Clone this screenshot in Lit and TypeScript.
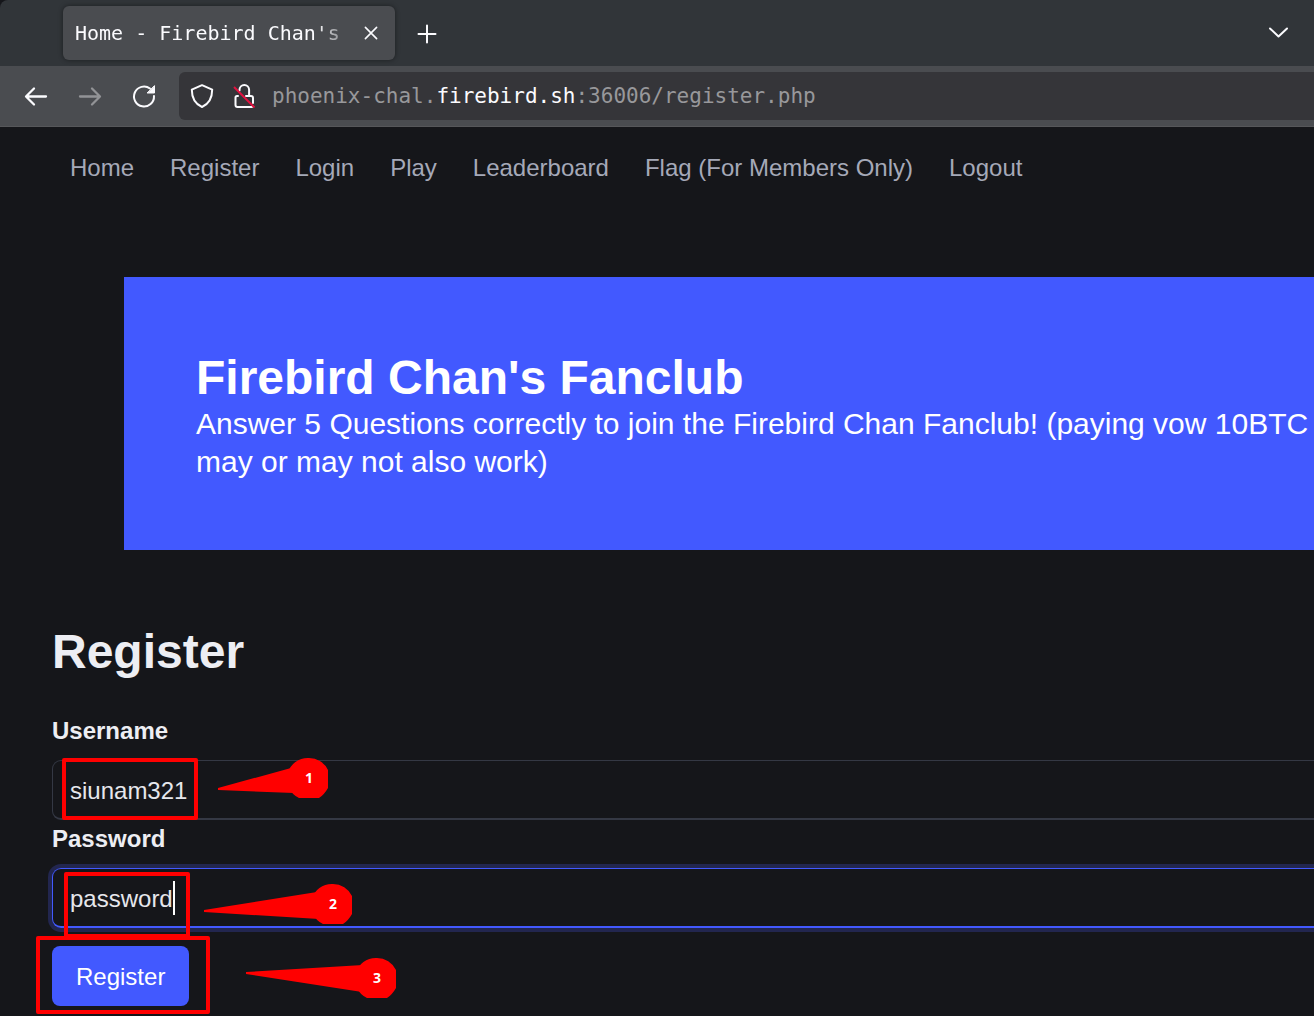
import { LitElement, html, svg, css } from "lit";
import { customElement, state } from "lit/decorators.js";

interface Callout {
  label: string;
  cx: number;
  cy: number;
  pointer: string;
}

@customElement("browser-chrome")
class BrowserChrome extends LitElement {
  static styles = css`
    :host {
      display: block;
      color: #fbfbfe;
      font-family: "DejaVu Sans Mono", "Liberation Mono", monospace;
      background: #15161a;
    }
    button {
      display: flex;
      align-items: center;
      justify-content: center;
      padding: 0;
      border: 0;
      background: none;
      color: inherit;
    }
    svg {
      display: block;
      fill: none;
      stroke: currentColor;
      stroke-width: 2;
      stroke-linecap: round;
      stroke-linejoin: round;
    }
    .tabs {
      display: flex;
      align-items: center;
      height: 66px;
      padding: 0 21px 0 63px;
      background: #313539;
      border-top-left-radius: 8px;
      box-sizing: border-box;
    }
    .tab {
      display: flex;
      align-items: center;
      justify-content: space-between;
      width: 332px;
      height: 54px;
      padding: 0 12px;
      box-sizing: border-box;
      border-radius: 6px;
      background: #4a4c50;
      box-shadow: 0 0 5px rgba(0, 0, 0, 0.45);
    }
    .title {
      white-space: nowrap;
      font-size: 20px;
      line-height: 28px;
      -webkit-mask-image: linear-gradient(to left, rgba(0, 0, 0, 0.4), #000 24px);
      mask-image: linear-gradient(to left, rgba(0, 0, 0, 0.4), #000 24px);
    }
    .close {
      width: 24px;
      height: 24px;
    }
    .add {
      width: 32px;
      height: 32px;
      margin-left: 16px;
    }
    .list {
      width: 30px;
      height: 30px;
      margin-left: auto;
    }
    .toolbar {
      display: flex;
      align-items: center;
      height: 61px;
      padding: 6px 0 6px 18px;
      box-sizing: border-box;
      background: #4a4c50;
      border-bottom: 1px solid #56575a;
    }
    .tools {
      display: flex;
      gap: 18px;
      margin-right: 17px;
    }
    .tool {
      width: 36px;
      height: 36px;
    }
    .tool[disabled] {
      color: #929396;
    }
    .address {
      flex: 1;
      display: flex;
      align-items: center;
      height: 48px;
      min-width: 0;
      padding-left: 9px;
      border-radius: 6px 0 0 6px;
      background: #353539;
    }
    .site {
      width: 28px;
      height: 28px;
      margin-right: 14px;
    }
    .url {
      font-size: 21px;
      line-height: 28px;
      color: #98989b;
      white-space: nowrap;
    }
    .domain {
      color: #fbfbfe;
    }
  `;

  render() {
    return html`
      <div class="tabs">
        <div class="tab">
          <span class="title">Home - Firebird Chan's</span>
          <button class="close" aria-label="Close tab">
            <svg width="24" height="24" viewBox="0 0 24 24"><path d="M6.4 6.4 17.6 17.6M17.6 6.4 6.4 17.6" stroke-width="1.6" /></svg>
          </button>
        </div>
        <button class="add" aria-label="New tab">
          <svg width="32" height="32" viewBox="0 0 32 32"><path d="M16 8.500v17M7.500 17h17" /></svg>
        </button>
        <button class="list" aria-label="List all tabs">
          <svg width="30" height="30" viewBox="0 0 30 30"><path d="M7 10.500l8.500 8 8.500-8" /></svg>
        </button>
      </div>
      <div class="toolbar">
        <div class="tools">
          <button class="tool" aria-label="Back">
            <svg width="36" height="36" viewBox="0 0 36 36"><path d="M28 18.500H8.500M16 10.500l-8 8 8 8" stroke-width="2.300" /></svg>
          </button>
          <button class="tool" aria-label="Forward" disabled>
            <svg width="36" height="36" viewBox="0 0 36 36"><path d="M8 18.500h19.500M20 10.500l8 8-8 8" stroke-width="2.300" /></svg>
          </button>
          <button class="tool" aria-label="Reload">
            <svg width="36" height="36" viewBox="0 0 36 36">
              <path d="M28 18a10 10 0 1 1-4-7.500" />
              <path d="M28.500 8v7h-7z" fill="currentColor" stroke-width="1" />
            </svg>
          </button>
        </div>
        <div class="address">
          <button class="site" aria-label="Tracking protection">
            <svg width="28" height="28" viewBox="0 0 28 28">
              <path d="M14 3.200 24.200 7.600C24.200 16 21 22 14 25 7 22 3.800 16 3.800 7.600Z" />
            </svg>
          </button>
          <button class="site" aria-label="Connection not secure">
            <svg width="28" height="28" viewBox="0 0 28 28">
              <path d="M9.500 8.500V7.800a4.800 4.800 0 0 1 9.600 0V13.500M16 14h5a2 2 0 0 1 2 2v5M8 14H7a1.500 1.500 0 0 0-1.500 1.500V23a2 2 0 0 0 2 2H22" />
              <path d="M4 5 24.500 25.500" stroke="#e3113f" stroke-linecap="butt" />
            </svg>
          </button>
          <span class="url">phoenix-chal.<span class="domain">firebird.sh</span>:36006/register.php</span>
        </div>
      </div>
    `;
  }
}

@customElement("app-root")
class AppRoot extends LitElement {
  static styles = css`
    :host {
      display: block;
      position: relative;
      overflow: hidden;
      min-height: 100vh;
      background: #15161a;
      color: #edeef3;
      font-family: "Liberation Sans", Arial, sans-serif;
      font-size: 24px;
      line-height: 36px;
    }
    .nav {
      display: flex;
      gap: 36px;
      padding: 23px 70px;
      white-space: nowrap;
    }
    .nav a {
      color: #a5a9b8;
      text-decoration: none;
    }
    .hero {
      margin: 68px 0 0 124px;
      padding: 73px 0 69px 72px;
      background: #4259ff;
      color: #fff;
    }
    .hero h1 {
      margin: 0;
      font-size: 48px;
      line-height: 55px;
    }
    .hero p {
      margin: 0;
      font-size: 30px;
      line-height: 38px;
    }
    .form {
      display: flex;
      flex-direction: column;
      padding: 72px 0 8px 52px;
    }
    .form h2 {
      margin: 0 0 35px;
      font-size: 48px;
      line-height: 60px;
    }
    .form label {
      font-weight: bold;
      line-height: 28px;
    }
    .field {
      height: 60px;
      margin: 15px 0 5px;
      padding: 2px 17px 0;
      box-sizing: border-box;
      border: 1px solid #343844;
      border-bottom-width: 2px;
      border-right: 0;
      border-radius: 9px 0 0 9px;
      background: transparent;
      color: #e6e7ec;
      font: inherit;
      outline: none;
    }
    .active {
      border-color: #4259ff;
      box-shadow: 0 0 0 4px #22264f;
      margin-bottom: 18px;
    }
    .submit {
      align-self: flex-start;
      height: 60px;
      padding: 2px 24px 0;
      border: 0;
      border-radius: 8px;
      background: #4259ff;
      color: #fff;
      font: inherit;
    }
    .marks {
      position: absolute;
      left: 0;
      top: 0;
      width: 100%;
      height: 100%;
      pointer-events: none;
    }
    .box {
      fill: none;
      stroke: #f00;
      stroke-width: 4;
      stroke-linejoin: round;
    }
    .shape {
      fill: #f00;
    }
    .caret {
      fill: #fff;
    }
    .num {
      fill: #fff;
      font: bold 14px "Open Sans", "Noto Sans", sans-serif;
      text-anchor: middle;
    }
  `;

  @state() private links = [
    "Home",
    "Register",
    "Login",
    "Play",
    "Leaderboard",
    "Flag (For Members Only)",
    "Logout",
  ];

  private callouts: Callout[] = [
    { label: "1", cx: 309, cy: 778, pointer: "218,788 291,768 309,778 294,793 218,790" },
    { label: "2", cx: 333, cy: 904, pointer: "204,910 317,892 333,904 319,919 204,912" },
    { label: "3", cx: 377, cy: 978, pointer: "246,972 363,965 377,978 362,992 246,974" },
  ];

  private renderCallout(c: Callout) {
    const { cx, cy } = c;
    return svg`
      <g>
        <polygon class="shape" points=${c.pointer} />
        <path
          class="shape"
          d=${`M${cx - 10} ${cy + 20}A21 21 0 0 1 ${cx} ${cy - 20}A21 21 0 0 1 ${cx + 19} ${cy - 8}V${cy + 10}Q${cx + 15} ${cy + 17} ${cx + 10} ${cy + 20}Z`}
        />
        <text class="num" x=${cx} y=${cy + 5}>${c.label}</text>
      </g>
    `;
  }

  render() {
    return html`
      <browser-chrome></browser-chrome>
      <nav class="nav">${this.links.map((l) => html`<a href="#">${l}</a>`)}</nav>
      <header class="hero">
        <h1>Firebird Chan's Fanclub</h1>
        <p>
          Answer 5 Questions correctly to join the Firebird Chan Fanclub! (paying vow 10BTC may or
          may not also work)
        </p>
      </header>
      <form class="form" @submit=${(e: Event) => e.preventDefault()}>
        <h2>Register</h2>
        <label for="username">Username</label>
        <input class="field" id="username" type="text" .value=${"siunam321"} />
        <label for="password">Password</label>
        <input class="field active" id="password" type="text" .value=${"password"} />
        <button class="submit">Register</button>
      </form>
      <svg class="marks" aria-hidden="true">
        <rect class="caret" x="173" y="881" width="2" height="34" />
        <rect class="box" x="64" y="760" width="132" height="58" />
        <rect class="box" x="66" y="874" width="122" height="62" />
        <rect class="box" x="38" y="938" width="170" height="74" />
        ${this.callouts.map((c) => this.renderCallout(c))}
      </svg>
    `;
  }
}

* [GIVEN EXERCISE]: Each line that holds the word "this" is to be copied.

* [EXERCISE RESPONSE]:
Clone this screenshot in Lit and TypeScript.
      <nav class="nav">${this.links.map((l) => html`<a href="#">${l}</a>`)}</nav>
        ${this.callouts.map((c) => this.renderCallout(c))}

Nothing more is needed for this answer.